Ни одна система не была сопровождаема успѣхами столь быстрыми, обширными и постоянными; въ наше время она обнимаетъ всѣ состоянія, и мы можемъ сказать, что у насъ самые земледѣльцы столь же просвѣщены въ семъ смыслѣ какъ Филиппъ Македонскій. Причина подобнаго рѣдкаго феномена состоитъ по моему мнѣнію въ чрезвычайной простотѣ правилъ сей логики; ибо они заключаются только въ двухъ соединенныхъ буквахъ D и А[4]. При томъ они повторяются безпрестанно. Кто можетъ сказать о себѣ, что неимѣлъ въ своей жизни случаевъ слышать ихъ и понять въ Филипповомъ смыслѣ?

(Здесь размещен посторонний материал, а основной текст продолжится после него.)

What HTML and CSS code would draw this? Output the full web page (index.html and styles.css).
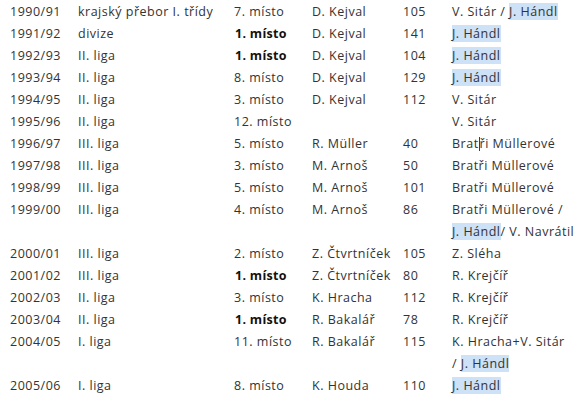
FILE: index.html
```html
<!DOCTYPE html>
<html lang="cs">
<head>
<meta charset="utf-8">
<link rel="stylesheet" href="styles.css">
</head>
<body>
<table class="history">
  <colgroup>
    <col class="c-year"><col class="c-league"><col class="c-place"><col class="c-coach"><col class="c-goals"><col class="c-scorer">
  </colgroup>
  <tr><td>1990/91</td><td>krajský přebor I. třídy</td><td>7. místo</td><td>D. Kejval</td><td>105</td><td>V. Sitár / <span class="hl">J. Hándl</span></td></tr>
  <tr><td>1991/92</td><td>divize</td><td><b>1. místo</b></td><td>D. Kejval</td><td>141</td><td><span class="hl">J. Hándl</span></td></tr>
  <tr><td>1992/93</td><td>II. liga</td><td><b>1. místo</b></td><td>D. Kejval</td><td>104</td><td><span class="hl">J. Hándl</span></td></tr>
  <tr><td>1993/94</td><td>II. liga</td><td>8. místo</td><td>D. Kejval</td><td>129</td><td><span class="hl">J. Hándl</span></td></tr>
  <tr><td>1994/95</td><td>II. liga</td><td>3. místo</td><td>D. Kejval</td><td>112</td><td>V. Sitár</td></tr>
  <tr><td>1995/96</td><td>II. liga</td><td>12. místo</td><td></td><td></td><td>V. Sitár</td></tr>
  <tr><td>1996/97</td><td>III. liga</td><td>5. místo</td><td>R. Müller</td><td>40</td><td>Brat<span class="caret"></span>ři Müllerové</td></tr>
  <tr><td>1997/98</td><td>III. liga</td><td>3. místo</td><td>M. Arnoš</td><td>50</td><td>Bratři Müllerové</td></tr>
  <tr><td>1998/99</td><td>III. liga</td><td>5. místo</td><td>M. Arnoš</td><td>101</td><td>Bratři Müllerové</td></tr>
  <tr><td>1999/00</td><td>III. liga</td><td>4. místo</td><td>M. Arnoš</td><td>86</td><td>Bratři Müllerové /<br><span class="hl">J. Hándl</span>/ V. Navrátil</td></tr>
  <tr><td>2000/01</td><td>III. liga</td><td>2. místo</td><td>Z. Čtvrtníček</td><td>105</td><td>Z. Sléha</td></tr>
  <tr><td>2001/02</td><td>III. liga</td><td><b>1. místo</b></td><td>Z. Čtvrtníček</td><td>80</td><td>R. Krejčíř</td></tr>
  <tr><td>2002/03</td><td>II. liga</td><td>3. místo</td><td>K. Hracha</td><td>112</td><td>R. Krejčíř</td></tr>
  <tr><td>2003/04</td><td>II. liga</td><td><b>1. místo</b></td><td>R. Bakalář</td><td>78</td><td>R. Krejčíř</td></tr>
  <tr><td>2004/05</td><td>I. liga</td><td>11. místo</td><td>R. Bakalář</td><td>115</td><td>K. Hracha+V. Sitár<br>/ <span class="hl">J. Hándl</span></td></tr>
  <tr><td>2005/06</td><td>I. liga</td><td>8. místo</td><td>K. Houda</td><td>110</td><td><span class="hl">J. Hándl</span></td></tr>
</table>
</body>
</html>
```

FILE: styles.css
```css
html, body {
  margin: 0;
  padding: 0;
  background: #ffffff;
}
body {
  font-family: "Open Sans", "DejaVu Sans", sans-serif;
  font-size: 12.5px;
  letter-spacing: 0.5px;
  color: #333333;
}
.history {
  border-collapse: collapse;
  table-layout: fixed;
  margin: 1px 0 0 10px;
}
.history td {
  padding: 0;
  line-height: 22px;
  vertical-align: top;
  white-space: nowrap;
  text-align: left;
}
.c-year { width: 68px; }
.c-league { width: 156px; }
.c-place { width: 78px; }
.c-coach { width: 91px; }
.c-goals { width: 49px; }
.c-scorer { width: 130px; }
.history b {
  font-weight: 700;
  color: #111111;
  margin-left: 1px;
  letter-spacing: 0.3px;
}
.hl {
  background: #cde1f7;
}
.caret {
  display: inline-block;
  width: 0;
  height: 14px;
  border-left: 1px solid #1c3f94;
  vertical-align: -3px;
}
```
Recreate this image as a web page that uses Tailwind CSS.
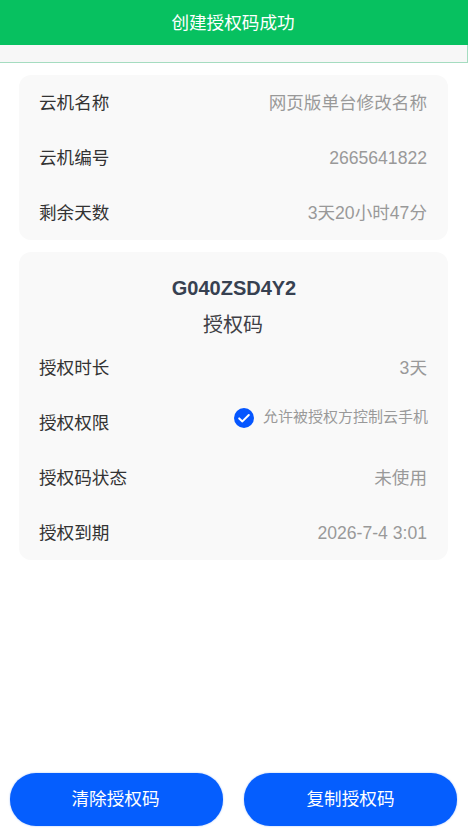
<!DOCTYPE html>
<html lang="zh">
<head>
  <meta charset="UTF-8" />
  <meta name="viewport" content="width=device-width, initial-scale=1.0"/>
  <title>授权码</title>
  <script src="https://cdn.jsdelivr.net/npm/@tailwindcss/browser@4"></script>
</head>
<body class="bg-white h-[834px] w-[468px] overflow-hidden flex flex-col font-['Liberation_Sans','Noto_Sans_CJK_SC',sans-serif]">
  <!-- toast + nav strip -->
  <div class="h-[45px] pt-[2px] pr-[2px] bg-[#07c160] text-white text-[17.6px] flex items-center justify-center">创建授权码成功</div>
  <div class="h-[18px] bg-[#f7f7f7] border-b border-r border-[#a5dcc0]"></div>

  <div class="pl-[19px] pr-[20px] pt-3 flex flex-col gap-3">
    <div class="bg-[#f9f9f9] rounded-xl pl-5 pr-[21px] text-[17.6px]">
      <div class="h-[55px] pt-[2px] flex items-center justify-between"><span class="text-[#333]">云机名称</span><span class="text-[#999]">网页版单台修改名称</span></div>
      <div class="h-[55px] pt-[2px] flex items-center justify-between"><span class="text-[#333]">云机编号</span><span class="text-[#999]">2665641822</span></div>
      <div class="h-[55px] pt-[2px] flex items-center justify-between"><span class="text-[#333]">剩余天数</span><span class="text-[#999]">3天20小时47分</span></div>
    </div>

    <div class="bg-[#f9f9f9] rounded-xl pl-5 pr-[21px] pt-[18px] text-[17.6px]">
      <div class="pl-[2px] text-center font-bold text-xl text-[#374151] leading-[36px]">G040ZSD4Y2</div>
      <div class="h-[34px] pt-[3px] flex items-center justify-center text-[20px] text-[#3f3f46]">授权码</div>
      <div class="h-[55px] pt-[2px] flex items-center justify-between"><span class="text-[#333]">授权时长</span><span class="text-[#999]">3天</span></div>
      <div class="h-[55px] pt-[2px] flex items-center justify-between">
        <span class="text-[#333]">授权权限</span>
        <span class="flex items-center gap-[9px] text-[#999] text-[15px] -mt-[12px] -mr-px">
          <svg class="w-5 h-5" viewBox="0 0 20 20"><circle cx="10" cy="10" r="10" fill="#0556ff"/><path d="M5.2 10.4l3.2 3 6.4-6.4" fill="none" stroke="#fff" stroke-width="2" stroke-linecap="round" stroke-linejoin="round"/></svg>
          允许被授权方控制云手机
        </span>
      </div>
      <div class="h-[55px] pt-[2px] flex items-center justify-between"><span class="text-[#333]">授权码状态</span><span class="text-[#999]">未使用</span></div>
      <div class="h-[55px] pt-[2px] flex items-center justify-between"><span class="text-[#333]">授权到期</span><span class="text-[#999]">2026-7-4 3:01</span></div>
    </div>
  </div>

  <div class="mt-auto pl-[10px] pb-[8px] flex gap-[21px]">
    <button class="w-[213px] h-[53px] pr-[2px] rounded-[26px] bg-[#055efe] shadow-[0_0_2px_#9dbdf8] text-white text-[17.6px]">清除授权码</button>
    <button class="w-[213px] h-[53px] rounded-[26px] bg-[#055efe] shadow-[0_0_2px_#9dbdf8] text-white text-[17.6px]">复制授权码</button>
  </div>
</body>
</html>
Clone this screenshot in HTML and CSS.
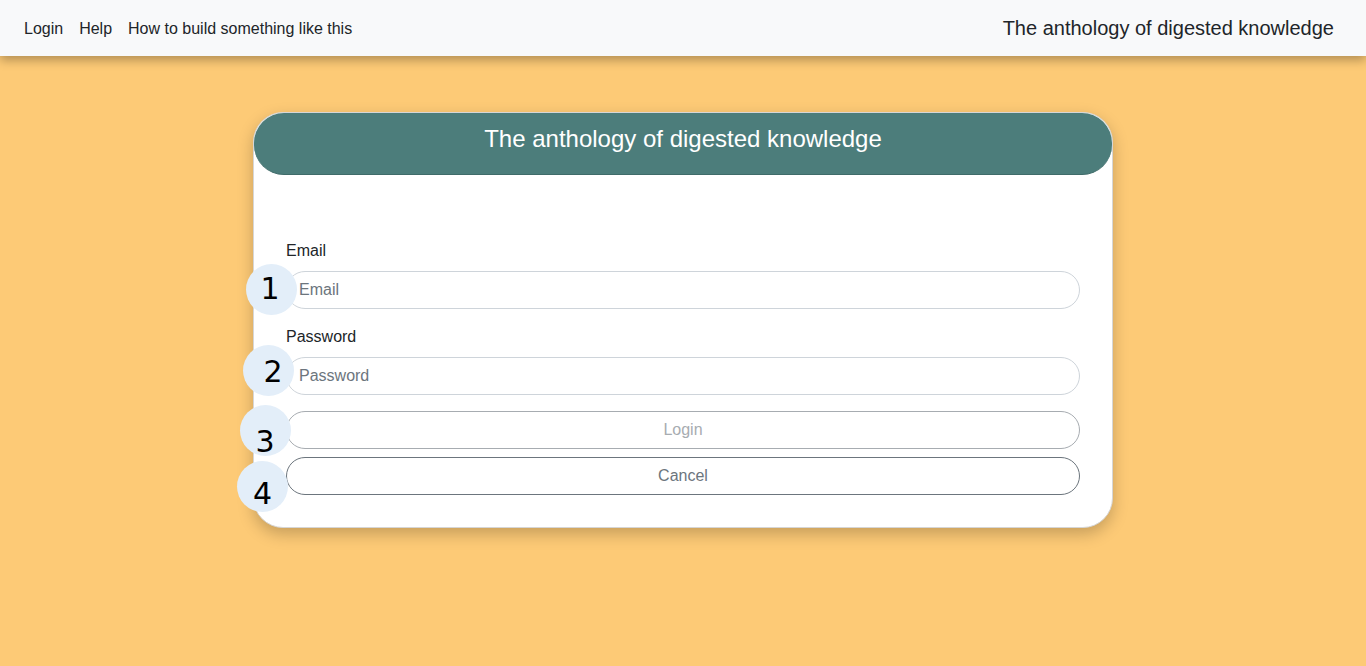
FILE: index.html
```html
<!DOCTYPE html>
<html lang="en">
<head>
<meta charset="utf-8">
<title>Login</title>
<link rel="stylesheet" href="styles.css">
</head>
<body>
<nav class="navbar">
  <div class="nav-links">
    <a class="nav-link" href="#">Login</a>
    <a class="nav-link" href="#">Help</a>
    <a class="nav-link" href="#">How to build something like this</a>
  </div>
  <div class="brand">The anthology of digested knowledge</div>
</nav>
<main class="main">
  <section class="card">
    <header class="card-header">The anthology of digested knowledge</header>
    <form class="card-body">
      <label class="label" for="email">Email</label>
      <div class="field">
        <input class="input" id="email" type="email" placeholder="Email">
        <span class="badge b1"><span class="num">1</span></span>
      </div>
      <label class="label" for="pw">Password</label>
      <div class="field">
        <input class="input" id="pw" type="password" placeholder="Password">
        <span class="badge b2"><span class="num">2</span></span>
      </div>
      <div class="field btn-field">
        <button class="btn btn-login" type="button" disabled>Login</button>
        <span class="badge b3"><span class="num">3</span></span>
      </div>
      <div class="field">
        <button class="btn btn-cancel" type="button">Cancel</button>
        <span class="badge b4"><span class="num">4</span></span>
      </div>
    </form>
  </section>
</main>
</body>
</html>
```

FILE: styles.css
```css
* { box-sizing: border-box; }
html, body { margin: 0; padding: 0; }
body {
  font-family: "Liberation Sans", Arial, sans-serif;
  font-size: 16px;
  line-height: 1.5;
  color: #212529;
  background: #fdca76;
  min-height: 666px;
}
.navbar {
  height: 56px;
  background: #f8f9fa;
  display: flex;
  align-items: center;
  justify-content: space-between;
  padding: 0 32px 0 16px;
  box-shadow: 0 4px 10px rgba(0,0,0,0.3);
  position: relative;
  z-index: 2;
}
.nav-links { display: flex; margin-top: 2px; }
.nav-link {
  color: #212529;
  text-decoration: none;
  padding: 8px 8px;
  font-size: 16px;
}
.brand {
  font-size: 20px;
  color: #212529;
}
.main {
  display: flex;
  justify-content: center;
  padding-top: 56px;
}
.card {
  width: 860px;
  background: #fff;
  border: 1px solid #d6d6d6;
  border-radius: 30px;
  box-shadow: 0 6px 16px rgba(0,0,0,0.22);
}
.card-header {
  height: 62px;
  background: #4c7d7b;
  color: #fff;
  font-size: 24px;
  line-height: 1.2;
  text-align: center;
  padding-top: 12px;
  border-radius: 30px;
  border-bottom: 1px solid #3f6b69;
}
.card-body {
  padding: 64px 32px 32px;
  display: flex;
  flex-direction: column;
}
.label {
  display: block;
  margin-bottom: 8px;
  line-height: 24px;
}
.field {
  position: relative;
  margin-bottom: 16px;
}
.field:last-child { margin-bottom: 0; }
.btn-field { margin-bottom: 8px; }
.input {
  display: block;
  width: 100%;
  height: 38px;
  padding: 6px 12px;
  font-family: inherit;
  font-size: 16px;
  color: #212529;
  background: #fff;
  border: 1px solid #ced4da;
  border-radius: 19px;
  outline: none;
}
.input::placeholder { color: #6c757d; }
.btn {
  display: block;
  width: 100%;
  height: 38px;
  font-family: inherit;
  font-size: 16px;
  background: #fff;
  border-radius: 19px;
  text-align: center;
}
.btn-login {
  color: #a7acb1;
  border: 1px solid #a7acb1;
}
.btn-cancel {
  color: #6c757d;
  border: 1px solid #6c757d;
}
.badge {
  position: absolute;
  width: 51px;
  height: 51px;
  border-radius: 50%;
  background: #e3eef9;
  font-family: "DejaVu Sans", sans-serif;
  font-size: 30px;
  line-height: 1;
  color: #000;
  display: flex;
  align-items: center;
  justify-content: center;
}
.b1 { left: -40px; top: -7px; }
.b1 .num { margin-left: -3px; margin-top: -2px; }
.b2 { left: -43px; top: -12px; }
.b2 .num { margin-left: 9px; margin-top: 2px; }
.b3 { left: -46px; top: -6px; }
.b3 .num { margin-left: -1px; margin-top: 22px; }
.b4 { left: -49px; top: 4px; }
.b4 .num { margin-top: 14px; }
```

Я сказалъ-бы, что сія логика служитъ въ стыду человѣческаго рода, что она есть одинъ изъ величайшихъ бичей истины, добродѣтели и невинности; но примѣръ Еразма и бѣднаго Іорика!… а мое здоровье такъ слабо, что не перенесетъ даже и одного удара злобы и мщенія!

Съ Англ. Н.

Краткая история и разныя методы споров: [Эссе] / С англ. Н. // Вестн. Европы. — 1812. — Ч. 63, N 10. — С. 81-96.



  1. Титъ-Ливій IX, 1, 3.
  2. Имя изобрѣтателя неизвѣстно, думаю потому что онъ, будучи скромнѣе Сократа и Аристотеля, не хотѣлъ гордиться великими услугами, какія-оказалъ ученому свѣту. Соч.
  3. Авторъ взялъ Іориковъ епизодъ почти безъ всякой перемѣны изъ The life and opinions of Tristram Shandy; и можно ли перемѣнить т, что написано Стерномъ? Н.
  4. Еще Латинскій языкъ? Какъ будто удары отъ baculum менѣе чувствительны, нежели отъ палки, и da менѣе значить нежели дай; но прежде думали, что одинъ сей языкѣ способенъ къ высокимъ матеріямъ. Н.